=== Records supplied ===
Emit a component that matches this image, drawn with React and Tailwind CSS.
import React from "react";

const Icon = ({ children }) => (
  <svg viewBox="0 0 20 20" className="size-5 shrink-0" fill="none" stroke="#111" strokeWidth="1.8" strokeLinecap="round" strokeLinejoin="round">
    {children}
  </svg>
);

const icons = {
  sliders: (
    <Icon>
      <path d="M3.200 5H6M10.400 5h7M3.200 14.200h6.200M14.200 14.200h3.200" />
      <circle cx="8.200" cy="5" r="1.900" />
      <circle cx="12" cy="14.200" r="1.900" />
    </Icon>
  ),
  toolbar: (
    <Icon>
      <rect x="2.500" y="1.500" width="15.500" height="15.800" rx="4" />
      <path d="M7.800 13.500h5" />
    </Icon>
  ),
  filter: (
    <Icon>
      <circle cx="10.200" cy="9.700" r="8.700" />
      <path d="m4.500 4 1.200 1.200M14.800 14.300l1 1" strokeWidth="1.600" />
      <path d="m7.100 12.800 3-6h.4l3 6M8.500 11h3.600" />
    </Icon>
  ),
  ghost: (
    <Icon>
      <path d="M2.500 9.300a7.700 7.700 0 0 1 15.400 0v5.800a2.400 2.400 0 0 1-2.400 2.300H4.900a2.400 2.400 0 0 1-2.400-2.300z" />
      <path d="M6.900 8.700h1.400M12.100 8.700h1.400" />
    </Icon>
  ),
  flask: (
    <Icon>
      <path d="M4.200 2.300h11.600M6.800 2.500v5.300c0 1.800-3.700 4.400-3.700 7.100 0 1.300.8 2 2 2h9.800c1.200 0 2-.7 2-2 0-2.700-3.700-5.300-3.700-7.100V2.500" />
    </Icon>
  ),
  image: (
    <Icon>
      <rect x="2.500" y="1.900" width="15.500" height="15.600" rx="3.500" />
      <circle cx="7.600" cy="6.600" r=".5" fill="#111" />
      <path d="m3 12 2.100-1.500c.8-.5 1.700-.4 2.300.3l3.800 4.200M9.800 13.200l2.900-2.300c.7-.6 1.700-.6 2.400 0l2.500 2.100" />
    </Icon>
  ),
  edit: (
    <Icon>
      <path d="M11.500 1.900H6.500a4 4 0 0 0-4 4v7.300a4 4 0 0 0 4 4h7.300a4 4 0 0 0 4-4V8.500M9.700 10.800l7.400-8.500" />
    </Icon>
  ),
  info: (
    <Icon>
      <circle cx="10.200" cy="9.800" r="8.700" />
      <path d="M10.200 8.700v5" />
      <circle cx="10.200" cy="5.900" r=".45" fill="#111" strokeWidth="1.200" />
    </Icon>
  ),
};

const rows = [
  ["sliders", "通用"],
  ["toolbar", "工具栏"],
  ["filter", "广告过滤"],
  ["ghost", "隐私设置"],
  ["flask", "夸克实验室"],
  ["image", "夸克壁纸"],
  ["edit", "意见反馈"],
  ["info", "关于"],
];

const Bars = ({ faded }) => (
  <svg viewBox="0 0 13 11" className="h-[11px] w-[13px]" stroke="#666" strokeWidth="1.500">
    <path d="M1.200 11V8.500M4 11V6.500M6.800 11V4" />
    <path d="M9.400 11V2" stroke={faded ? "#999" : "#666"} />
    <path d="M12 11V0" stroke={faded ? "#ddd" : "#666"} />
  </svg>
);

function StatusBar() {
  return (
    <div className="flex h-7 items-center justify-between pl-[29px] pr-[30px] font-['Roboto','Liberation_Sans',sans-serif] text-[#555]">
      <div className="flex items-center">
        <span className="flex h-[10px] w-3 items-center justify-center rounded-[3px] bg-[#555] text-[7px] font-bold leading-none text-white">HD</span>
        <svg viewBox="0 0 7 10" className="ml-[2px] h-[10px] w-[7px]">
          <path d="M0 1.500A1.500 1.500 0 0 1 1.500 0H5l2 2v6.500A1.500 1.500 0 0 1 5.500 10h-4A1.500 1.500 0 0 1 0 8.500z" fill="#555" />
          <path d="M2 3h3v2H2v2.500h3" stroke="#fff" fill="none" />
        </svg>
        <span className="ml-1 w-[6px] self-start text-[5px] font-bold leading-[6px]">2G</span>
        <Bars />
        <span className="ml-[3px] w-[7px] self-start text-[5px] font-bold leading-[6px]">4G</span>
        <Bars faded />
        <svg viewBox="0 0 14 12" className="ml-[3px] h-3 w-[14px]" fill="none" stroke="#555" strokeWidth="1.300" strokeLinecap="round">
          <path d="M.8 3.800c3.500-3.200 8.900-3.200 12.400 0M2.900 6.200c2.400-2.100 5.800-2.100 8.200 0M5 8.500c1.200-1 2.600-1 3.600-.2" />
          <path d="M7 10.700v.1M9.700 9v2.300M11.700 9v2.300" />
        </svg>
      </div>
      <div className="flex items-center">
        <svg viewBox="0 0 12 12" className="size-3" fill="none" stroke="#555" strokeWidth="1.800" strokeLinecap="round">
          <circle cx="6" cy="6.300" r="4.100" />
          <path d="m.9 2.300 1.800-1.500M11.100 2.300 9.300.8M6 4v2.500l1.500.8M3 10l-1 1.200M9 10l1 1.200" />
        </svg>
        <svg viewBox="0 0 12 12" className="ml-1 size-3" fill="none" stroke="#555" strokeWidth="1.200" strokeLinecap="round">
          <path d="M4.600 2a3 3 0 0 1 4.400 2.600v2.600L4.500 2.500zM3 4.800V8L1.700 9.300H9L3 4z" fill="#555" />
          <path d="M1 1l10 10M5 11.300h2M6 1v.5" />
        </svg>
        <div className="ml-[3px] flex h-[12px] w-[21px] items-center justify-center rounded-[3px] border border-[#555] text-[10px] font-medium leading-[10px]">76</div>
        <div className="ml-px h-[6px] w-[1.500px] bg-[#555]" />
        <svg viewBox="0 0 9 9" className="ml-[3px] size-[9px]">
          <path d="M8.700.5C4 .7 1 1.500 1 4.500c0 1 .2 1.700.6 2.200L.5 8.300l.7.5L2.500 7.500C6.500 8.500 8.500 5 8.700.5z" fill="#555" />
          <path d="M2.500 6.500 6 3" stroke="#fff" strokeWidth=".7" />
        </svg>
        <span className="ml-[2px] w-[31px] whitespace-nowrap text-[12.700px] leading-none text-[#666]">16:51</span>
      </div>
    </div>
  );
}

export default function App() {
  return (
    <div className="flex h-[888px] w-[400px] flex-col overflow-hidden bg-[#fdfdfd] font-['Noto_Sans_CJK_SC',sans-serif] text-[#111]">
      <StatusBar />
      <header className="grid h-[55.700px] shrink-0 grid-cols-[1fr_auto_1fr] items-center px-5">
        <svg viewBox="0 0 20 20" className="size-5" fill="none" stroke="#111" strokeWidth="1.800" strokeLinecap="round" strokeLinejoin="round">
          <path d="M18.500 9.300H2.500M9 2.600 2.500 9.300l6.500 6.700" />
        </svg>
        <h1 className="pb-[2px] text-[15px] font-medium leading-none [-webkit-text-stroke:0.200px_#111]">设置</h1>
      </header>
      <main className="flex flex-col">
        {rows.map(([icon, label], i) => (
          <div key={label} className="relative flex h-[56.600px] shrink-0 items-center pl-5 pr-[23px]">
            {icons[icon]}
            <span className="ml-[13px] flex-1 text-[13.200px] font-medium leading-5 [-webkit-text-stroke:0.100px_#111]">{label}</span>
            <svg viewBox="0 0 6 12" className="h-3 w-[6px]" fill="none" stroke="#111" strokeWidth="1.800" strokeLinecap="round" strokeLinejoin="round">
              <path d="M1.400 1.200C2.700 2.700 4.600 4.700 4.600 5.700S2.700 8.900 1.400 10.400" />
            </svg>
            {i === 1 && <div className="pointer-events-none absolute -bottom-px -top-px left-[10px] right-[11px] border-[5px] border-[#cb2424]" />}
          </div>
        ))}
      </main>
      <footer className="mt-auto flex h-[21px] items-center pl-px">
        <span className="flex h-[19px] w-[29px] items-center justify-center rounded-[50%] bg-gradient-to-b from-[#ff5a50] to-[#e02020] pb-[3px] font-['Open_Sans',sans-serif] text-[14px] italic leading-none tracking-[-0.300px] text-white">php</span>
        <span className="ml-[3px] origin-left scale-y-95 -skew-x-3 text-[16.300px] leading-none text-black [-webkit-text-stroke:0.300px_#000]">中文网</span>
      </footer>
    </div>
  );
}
===
=== Records supplied ===
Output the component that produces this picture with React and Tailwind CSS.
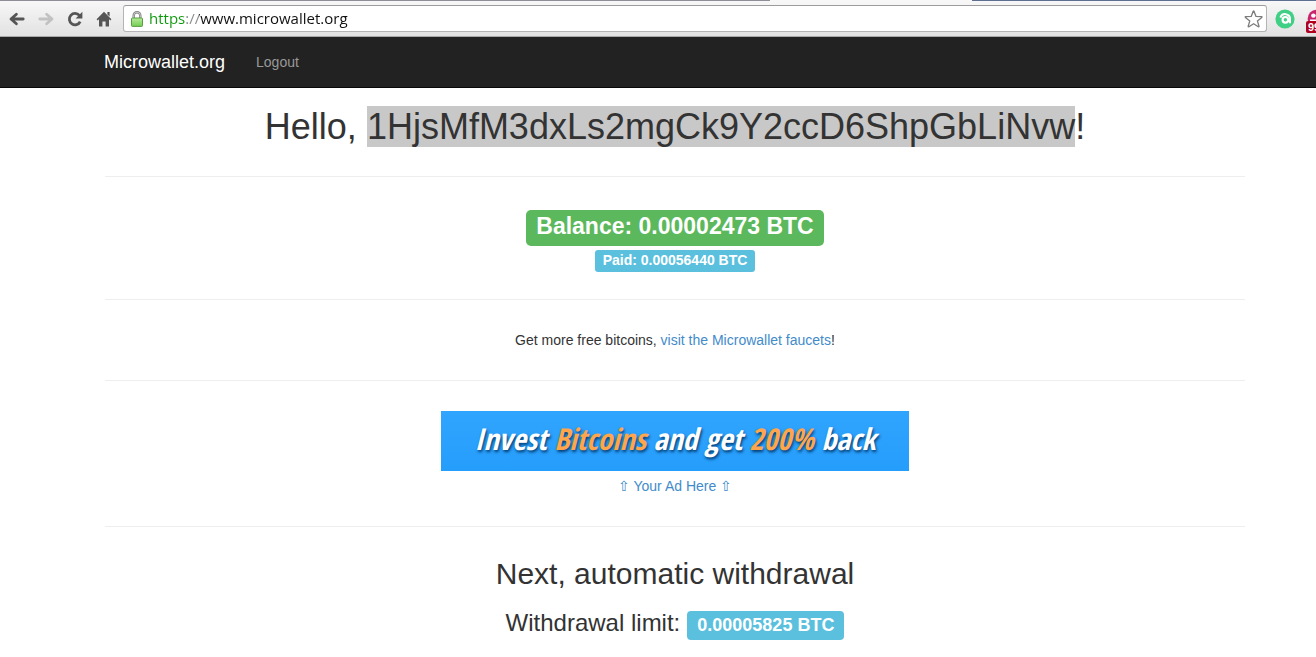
===
=== Problem ===
Only the number is wanted: how many lines contain the string "Tailwind"?

=== Worked answer ===
2